Le groupe de travail soutient par conséquent sans réserve
l'initiative des sociétés d'assurance mutuelles tendant à
élaborer un statut juridique de mandataire mutualiste, prévoyant
une juste rémunération du mandataire de mutuelle, proportionnelle
au temps qu'il y consacre et aux responsabilités qu'il y exerce. Ce
statut devra également prévoir l'assujettissement de cette
rémunération aux charges fiscales et sociales
légales.
4. Mettre en place des administrateurs indépendants
Bien
qu'il ne paraisse guère souhaité par les sociétés
mutualistes, le développement de postes d'administrateurs
indépendants pourrait être le pendant, dans le secteur mutualiste,
de la collégialisation du pouvoir dans les sociétés
anonymes. Ces dernières ont en effet la possibilité d'adopter le
statut de société à directoire et à conseil de
surveillance, ce qui permet une dissociation du président et du
directeur général au plus grand bénéfice de la
transparence et de la bonne gestion.
A défaut d'adopter une structure identique, les mutuelles pourraient
mettre en place des administrateurs indépendants ce qui permettrait
d'éviter que certains choix stratégiques de placements ou
d'investissements soient le fait d'un seul homme.

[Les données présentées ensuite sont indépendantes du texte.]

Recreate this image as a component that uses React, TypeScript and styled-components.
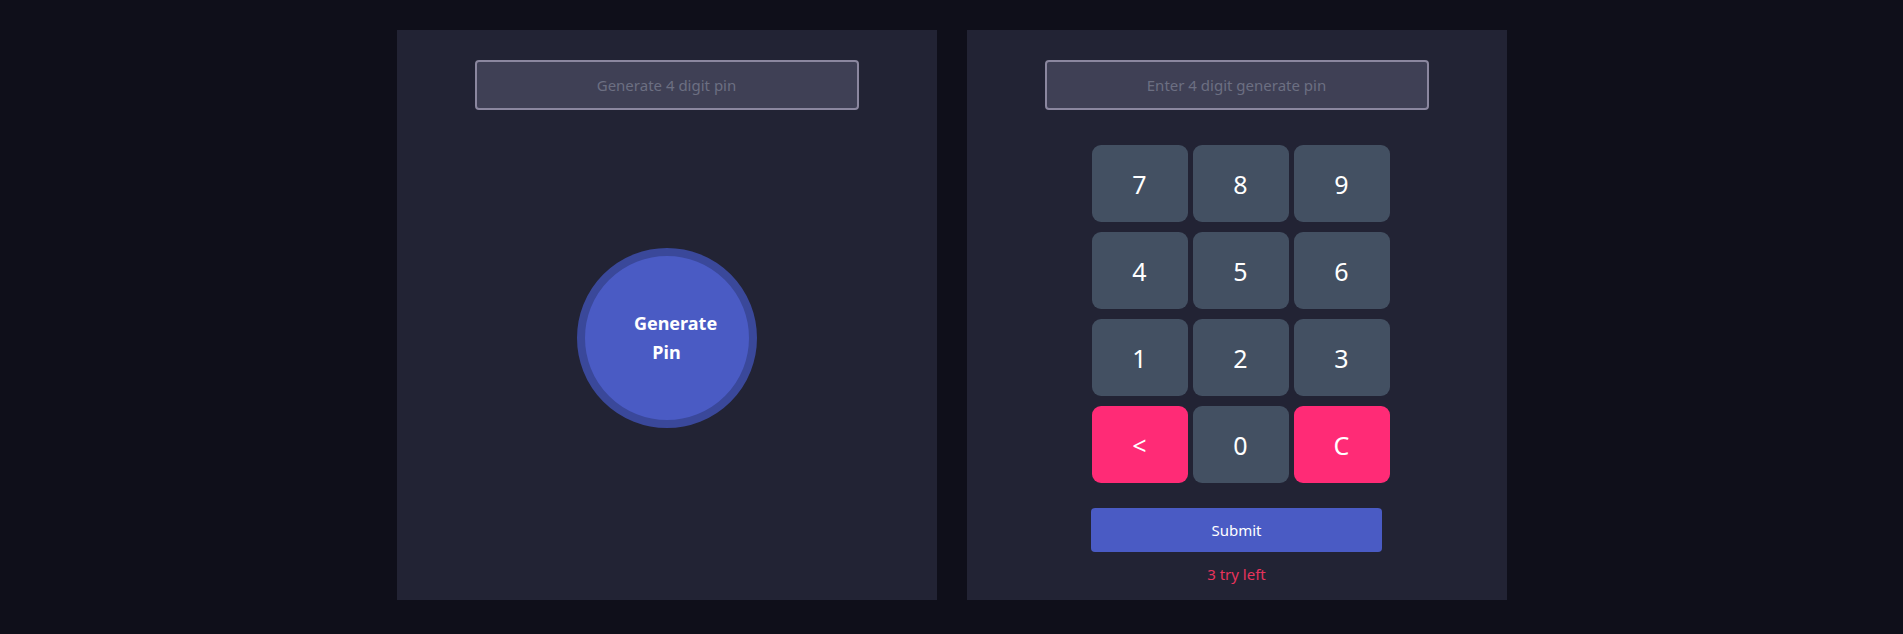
import styled, { createGlobalStyle } from 'styled-components';

const GlobalStyle = createGlobalStyle`
  html, body {
    margin: 0;
    padding: 0;
    background: #0f0f1a;
    font-family: "Noto Sans", "Open Sans", sans-serif;
  }
`;

const Page = styled.div`
  display: flex;
  justify-content: center;
  gap: 30px;
  padding-top: 30px;
  height: 634px;
  box-sizing: border-box;
`;

const Panel = styled.div`
  width: 540px;
  height: 570px;
  background: #222334;
  display: flex;
  flex-direction: column;
  align-items: center;
  padding-top: 30px;
  box-sizing: border-box;
`;

const PinInput = styled.input`
  width: 384px;
  height: 50px;
  box-sizing: border-box;
  background: #3f4055;
  border: 2px solid #8b879f;
  border-radius: 4px;
  color: #fff;
  font-family: inherit;
  font-size: 15px;
  text-align: center;
  outline: none;
  &::placeholder {
    color: #6c6f82;
  }
`;

const GenerateButton = styled.button`
  margin-top: 138px;
  width: 180px;
  height: 180px;
  border-radius: 50%;
  border: 8px solid #3a489a;
  background: #4a5bc4;
  color: #fff;
  font-family: inherit;
  font-size: 18px;
  font-weight: 700;
  line-height: 29px;
  padding: 0 24px;
  text-align: center;
  cursor: pointer;
`;

const Spacer = styled.span`
  display: inline-block;
  width: 18px;
`;

const Keypad = styled.div`
  margin-top: 35px;
  margin-left: 8px;
  display: grid;
  grid-template-columns: repeat(3, 96px);
  grid-auto-rows: 77px;
  column-gap: 5px;
  row-gap: 10px;
`;

const Key = styled.button<{ $accent?: boolean }>`
  border: none;
  border-radius: 9px;
  background: ${(p) => (p.$accent ? '#ff2b76' : '#435062')};
  color: #fff;
  font-family: inherit;
  font-size: 25px;
  cursor: pointer;
`;

const SubmitButton = styled.button`
  margin-top: 25px;
  width: 291px;
  height: 44px;
  border: none;
  border-radius: 4px;
  background: #4a5bc4;
  color: #fff;
  font-family: inherit;
  font-size: 15px;
  cursor: pointer;
`;

const TryLeft = styled.p`
  margin: 12px 0 0;
  color: #e8335c;
  font-size: 15px;
  line-height: 20px;
`;

const keys: { label: string; accent?: boolean }[] = [
  { label: '7' },
  { label: '8' },
  { label: '9' },
  { label: '4' },
  { label: '5' },
  { label: '6' },
  { label: '1' },
  { label: '2' },
  { label: '3' },
  { label: '<', accent: true },
  { label: '0' },
  { label: 'C', accent: true },
];

export default function App() {
  return (
    <>
      <GlobalStyle />
      <Page>
        <Panel>
          <PinInput type="text" placeholder="Generate 4 digit pin" readOnly />
          <GenerateButton>
            <Spacer />
            Generate Pin
          </GenerateButton>
        </Panel>
        <Panel>
          <PinInput type="text" placeholder="Enter 4 digit generate pin" />
          <Keypad>
            {keys.map((k) => (
              <Key key={k.label} $accent={k.accent}>
                {k.label}
              </Key>
            ))}
          </Keypad>
          <SubmitButton>Submit</SubmitButton>
          <TryLeft>3 try left</TryLeft>
        </Panel>
      </Page>
    </>
  );
}
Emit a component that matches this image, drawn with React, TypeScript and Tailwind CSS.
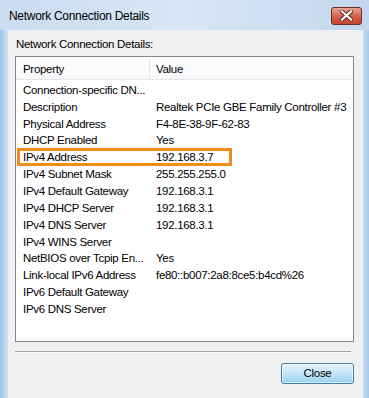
import React from "react";

const rows: [string, string][] = [
  ["Connection-specific DN...", ""],
  ["Description", "Realtek PCIe GBE Family Controller #3"],
  ["Physical Address", "F4-8E-38-9F-62-83"],
  ["DHCP Enabled", "Yes"],
  ["IPv4 Address", "192.168.3.7"],
  ["IPv4 Subnet Mask", "255.255.255.0"],
  ["IPv4 Default Gateway", "192.168.3.1"],
  ["IPv4 DHCP Server", "192.168.3.1"],
  ["IPv4 DNS Server", "192.168.3.1"],
  ["IPv4 WINS Server", ""],
  ["NetBIOS over Tcpip En...", "Yes"],
  ["Link-local IPv6 Address", "fe80::b007:2a8:8ce5:b4cd%26"],
  ["IPv6 Default Gateway", ""],
  ["IPv6 DNS Server", ""],
];

export default function App() {
  return (
    <div
      className="w-[369px] h-[398px] flex flex-col overflow-hidden bg-gradient-to-b from-[#c4d9ef] to-[#b3cfec] text-black tracking-[-0.3px]"
      style={{ fontFamily: '"Liberation Sans", Arial, sans-serif' }}
    >
      {/* title bar */}
      <div className="h-[30px] shrink-0 flex items-center justify-between pl-[9px] pr-[7px] bg-gradient-to-r from-[#cadcf0] via-[#d8e6f4] to-[#c2d7ee]">
        <span className="text-[12px] leading-[16px] text-black mt-[1px]">Network Connection Details</span>
        <div className="w-[31px] h-[18px] mt-[1px] rounded-[3px] border border-[#6b2b22] bg-gradient-to-b from-[#e9a496] via-[#d46450] to-[#c2432d] flex items-center justify-center">
          <svg width="13" height="11" viewBox="0 0 13 11">
            <path d="M2 1.5 L11 9.5 M11 1.5 L2 9.5" stroke="#5a2118" strokeWidth="4" strokeLinecap="square" />
            <path d="M2 1.5 L11 9.5 M11 1.5 L2 9.5" stroke="#ffffff" strokeWidth="2.2" strokeLinecap="square" />
          </svg>
        </div>
      </div>

      <div className="flex flex-1 min-h-0">
        <div className="w-[8px] shrink-0 bg-gradient-to-r from-[#9cc2ea] to-[#d5e3f1]" />

        {/* client area */}
        <div className="flex-1 min-w-0 bg-[#f0f0f0] flex flex-col pl-[7px] pr-[9px]">
          <div className="h-[26px] pt-[8px] pl-[1px] text-[11.5px] leading-[13px]">Network Connection Details:</div>

          <div className="relative h-[286px] border border-[#828790] bg-white text-[11.5px] leading-[13px]">
            <div className="flex h-[23px] pt-[2px] border-b border-[#e3e6ea] bg-gradient-to-b from-white to-[#f7f8fa]">
              <div className="w-[134px] shrink-0 border-r border-[#e3e5e9] pl-[7px] flex items-center">Property</div>
              <div className="flex-1 pl-[6px] flex items-center">Value</div>
            </div>
            <div className="pt-[2px]">
              {rows.map(([k, v]) => (
                <div key={k} className="flex h-[16.85px] items-center">
                  <div className="w-[134px] shrink-0 pl-[7px] whitespace-nowrap overflow-hidden">{k}</div>
                  <div className="flex-1 min-w-0 pl-[6px] whitespace-nowrap overflow-hidden">{v}</div>
                </div>
              ))}
            </div>
            <div className="absolute left-[1px] top-[91px] w-[215px] h-[18px] border-[3px] border-[#f28c1a]" />
          </div>

          <div className="mt-[9px] mr-[3px] border-t border-[#a0a0a0] border-b border-b-white" />

          <div className="flex justify-end mt-[10px]">
            <button className="w-[73px] h-[21px] rounded-[3px] border border-[#3c7fb1] bg-gradient-to-b from-[#e5f4fc] via-[#c4e5f6] to-[#98d1ef] shadow-[inset_0_0_0_1px_#ffffffaa] text-[11.5px] leading-[13px]">
              Close
            </button>
          </div>
        </div>

        <div className="w-[6px] shrink-0 bg-gradient-to-r from-[#c9dcef] to-[#a9c9ea]" />
      </div>
    </div>
  );
}
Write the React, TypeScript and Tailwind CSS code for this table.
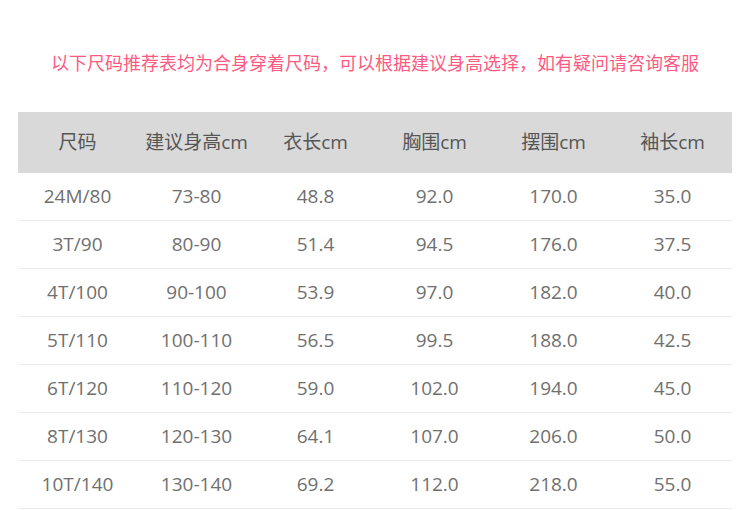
const headers = ["尺码", "建议身高cm", "衣长cm", "胸围cm", "摆围cm", "袖长cm"];

const rows = [
  ["24M/80", "73-80", "48.8", "92.0", "170.0", "35.0"],
  ["3T/90", "80-90", "51.4", "94.5", "176.0", "37.5"],
  ["4T/100", "90-100", "53.9", "97.0", "182.0", "40.0"],
  ["5T/110", "100-110", "56.5", "99.5", "188.0", "42.5"],
  ["6T/120", "110-120", "59.0", "102.0", "194.0", "45.0"],
  ["8T/130", "120-130", "64.1", "107.0", "206.0", "50.0"],
  ["10T/140", "130-140", "69.2", "112.0", "218.0", "55.0"],
];

export default function App() {
  return (
    <div
      className="w-[750px] h-[510px] bg-white overflow-hidden"
      style={{ fontFamily: '"Open Sans", "Noto Sans CJK SC", sans-serif' }}
    >
      <div className="pt-[48px] h-[112px] text-center text-[18px] leading-[30px] text-[#ff5a80]">
        以下尺码推荐表均为合身穿着尺码，可以根据建议身高选择，如有疑问请咨询客服
      </div>
      <div className="mx-[18px] w-[714px]">
        <div className="grid grid-cols-6 h-[61px] bg-[#d9d9d9] items-center text-center text-[19px] text-[#555]">
          {headers.map((h) => (
            <div key={h}>{h}</div>
          ))}
        </div>
        {rows.map((r) => (
          <div
            key={r[0]}
            className="grid grid-cols-6 h-[48px] border-b border-[#ececec] items-center text-center text-[19px] text-[#707070]"
          >
            {r.map((c, i) => (
              <div key={i}>{c}</div>
            ))}
          </div>
        ))}
      </div>
    </div>
  );
}
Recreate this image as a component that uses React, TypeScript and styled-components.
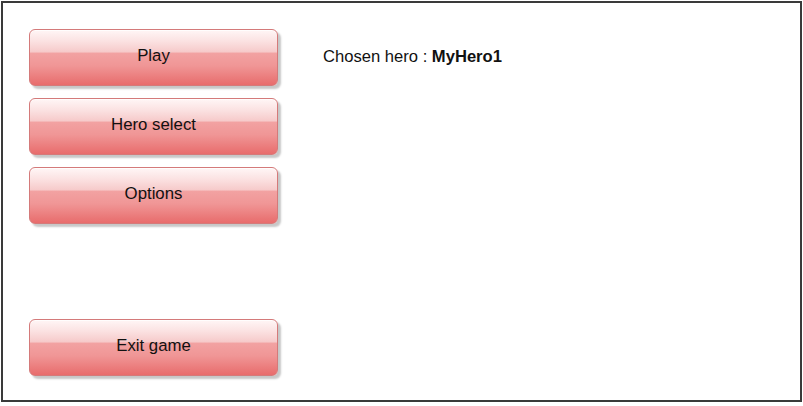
import React from "react";
import styled, { createGlobalStyle } from "styled-components";

const GlobalStyle = createGlobalStyle`
  html, body {
    margin: 0;
    padding: 0;
    background: #ffffff;
  }
  body {
    font-family: "Liberation Sans", Arial, Helvetica, sans-serif;
    color: #111111;
  }
`

const Frame = styled.div`
  box-sizing: border-box;
  width: 801px;
  height: 401px;
  margin: 1px 0 0 1px;
  border: 2px solid #3a3a3a;
  display: flex;
  gap: 45px;
  padding: 26px 26px 24px 26px;
`

const Menu = styled.div`
  display: flex;
  flex-direction: column;
  gap: 12px;
  width: 249px;
`

const MenuButton = styled.button<{ $pushDown?: boolean }>`
  box-sizing: border-box;
  height: 57px;
  width: 100%;
  margin-top: ${({ $pushDown }) => ($pushDown ? "83px" : "0")};
  border: 1px solid #d47a7a;
  border-radius: 6px;
  font-family: "Liberation Sans", Arial, Helvetica, sans-serif;
  font-size: 16.8px;
  color: #111111;
  padding: 0 0 3px;
  cursor: pointer;
  background: linear-gradient(
    to bottom,
    #fff6f6 0%,
    #fbe2e2 20%,
    #f6caca 40%,
    #f2a2a2 42%,
    #f09696 65%,
    #e86c6c 100%
  );
  box-shadow: 3px 3px 2px rgba(0, 0, 0, 0.22), inset 0 1px 0 rgba(255, 255, 255, 0.8);
`

const Content = styled.div`
  padding-top: 18px;
  font-size: 16.6px;
`

const HeroName = styled.b`
  font-weight: bold;
`

const App: React.FC = () => {
  return (
    <>
      <GlobalStyle />
      <Frame>
        <Menu>
          <MenuButton>Play</MenuButton>
          <MenuButton>Hero select</MenuButton>
          <MenuButton>Options</MenuButton>
          <MenuButton $pushDown>Exit game</MenuButton>
        </Menu>
        <Content>
          Chosen hero : <HeroName>MyHero1</HeroName>
        </Content>
      </Frame>
    </>
  );
}
export default App;
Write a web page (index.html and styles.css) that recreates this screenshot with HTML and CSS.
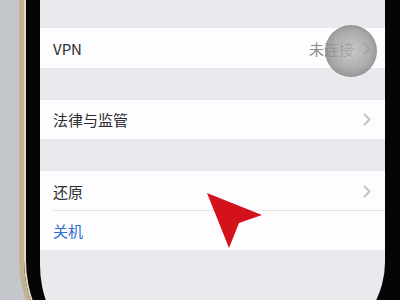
FILE: index.html
```html
<!DOCTYPE html>
<html lang="zh-CN">
<head>
<meta charset="utf-8">
<link rel="stylesheet" href="styles.css">
</head>
<body>
<div class="phone">
  <div class="screen">
    <div class="gap top"></div>
    <div class="group">
      <div class="row tall">
        <span class="label">VPN</span>
        <span class="value">未连接</span>
        <svg class="chev" width="8" height="13" viewBox="0 0 8 13"><polyline points="1.5,1.5 6.5,6.5 1.5,11.5" fill="none" stroke="#c2c2c6" stroke-width="2" stroke-linecap="round" stroke-linejoin="round"/></svg>
      </div>
    </div>
    <div class="gap"></div>
    <div class="group">
      <div class="row">
        <span class="label">法律与监管</span>
        <svg class="chev" width="8" height="13" viewBox="0 0 8 13"><polyline points="1.5,1.5 6.5,6.5 1.5,11.5" fill="none" stroke="#c2c2c6" stroke-width="2" stroke-linecap="round" stroke-linejoin="round"/></svg>
      </div>
    </div>
    <div class="gap"></div>
    <div class="group">
      <div class="row tall sep">
        <span class="label">还原</span>
        <svg class="chev" width="8" height="13" viewBox="0 0 8 13"><polyline points="1.5,1.5 6.5,6.5 1.5,11.5" fill="none" stroke="#c2c2c6" stroke-width="2" stroke-linecap="round" stroke-linejoin="round"/></svg>
      </div>
      <div class="row">
        <span class="label blue">关机</span>
      </div>
    </div>
  </div>
</div>
<div class="touch"></div>
<svg class="cursor" width="400" height="300" viewBox="0 0 400 300">
  <polygon points="207,193 262,215 239,223 229,248" fill="#d3121c"/>
</svg>
</body>
</html>
```

FILE: styles.css
```css
html, body {
  margin: 0;
  padding: 0;
}
body {
  width: 400px;
  height: 300px;
  overflow: hidden;
  position: relative;
  background: linear-gradient(90deg, #c3c6ca, #cdd0d4);
  font-family: "Noto Sans CJK SC", "Noto Sans", sans-serif;
}
.phone {
  margin-left: 19px;
  width: 400px;
  height: 380px;
  box-sizing: border-box;
  border-left: 5px solid #c4b392;
  background: #050505;
  border-radius: 0 0 0 120px;
  padding-left: 16px;
  box-shadow: inset 2px 0 0 #e4d9c2;
}
.screen {
  width: 345px;
  height: 375px;
  background: #e9eaee;
  border-radius: 0 0 150px 110px / 0 0 113px 110px;
  overflow: hidden;
}
.gap {
  height: 32px;
}
.gap.top {
  height: 28px;
}
.group {
  background: #fdfdff;
}
.row {
  height: 39px;
  display: flex;
  align-items: center;
  padding: 0 14px 0 13px;
  font-size: 15px;
  color: #2c2c2e;
  position: relative;
}
.row.tall {
  height: 40px;
}
.row.sep::after {
  content: "";
  position: absolute;
  left: 13px;
  right: 0;
  bottom: 0;
  height: 1px;
  background: #e4e4e8;
}
.label {
  flex: 1;
}
.value {
  color: #8b8b8f;
  margin-right: 9px;
}
.blue {
  color: #2b6fd0;
}
.chev {
  display: block;
}
.touch {
  position: absolute;
  left: 325px;
  top: 25px;
  width: 52px;
  height: 52px;
  border-radius: 50%;
  background: radial-gradient(circle at 50% 50%, rgba(180,180,180,0.7) 0%, rgba(150,150,150,0.8) 55%, rgba(105,105,105,0.9) 100%);
}
.cursor {
  position: absolute;
  left: 0;
  top: 0;
}
```
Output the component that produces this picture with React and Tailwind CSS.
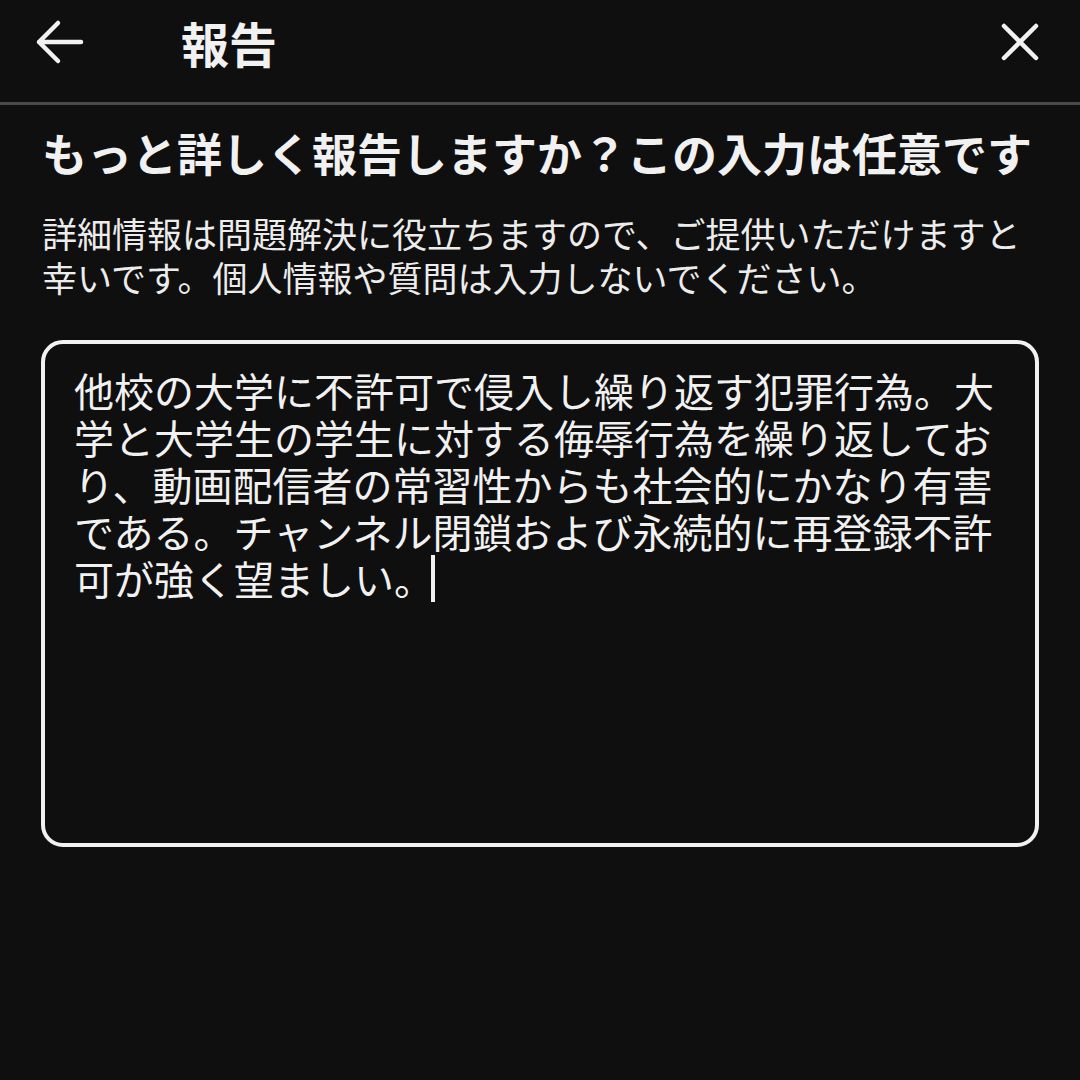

5. Créer un droit d'interpellation pour les sociétaires
Comme le
relève le Commissariat Général du Plan, les
adhérents des grandes mutuelles qui ont atteint la taille de compagnies
d'assurance font davantage preuve d'une attitude consumériste que d'un
esprit mutualiste parfois un peu instrumentalisé.
En phase avec cette analyse, le groupe de travail suggère, pour relancer
la flamme mutualiste, de développer de nouveaux rapports plus
transparents et plus participatifs entre les mutuelles et les
sociétaires, afin que l'adhésion à une mutuelle
relève davantage de la conviction que de l'opportunisme.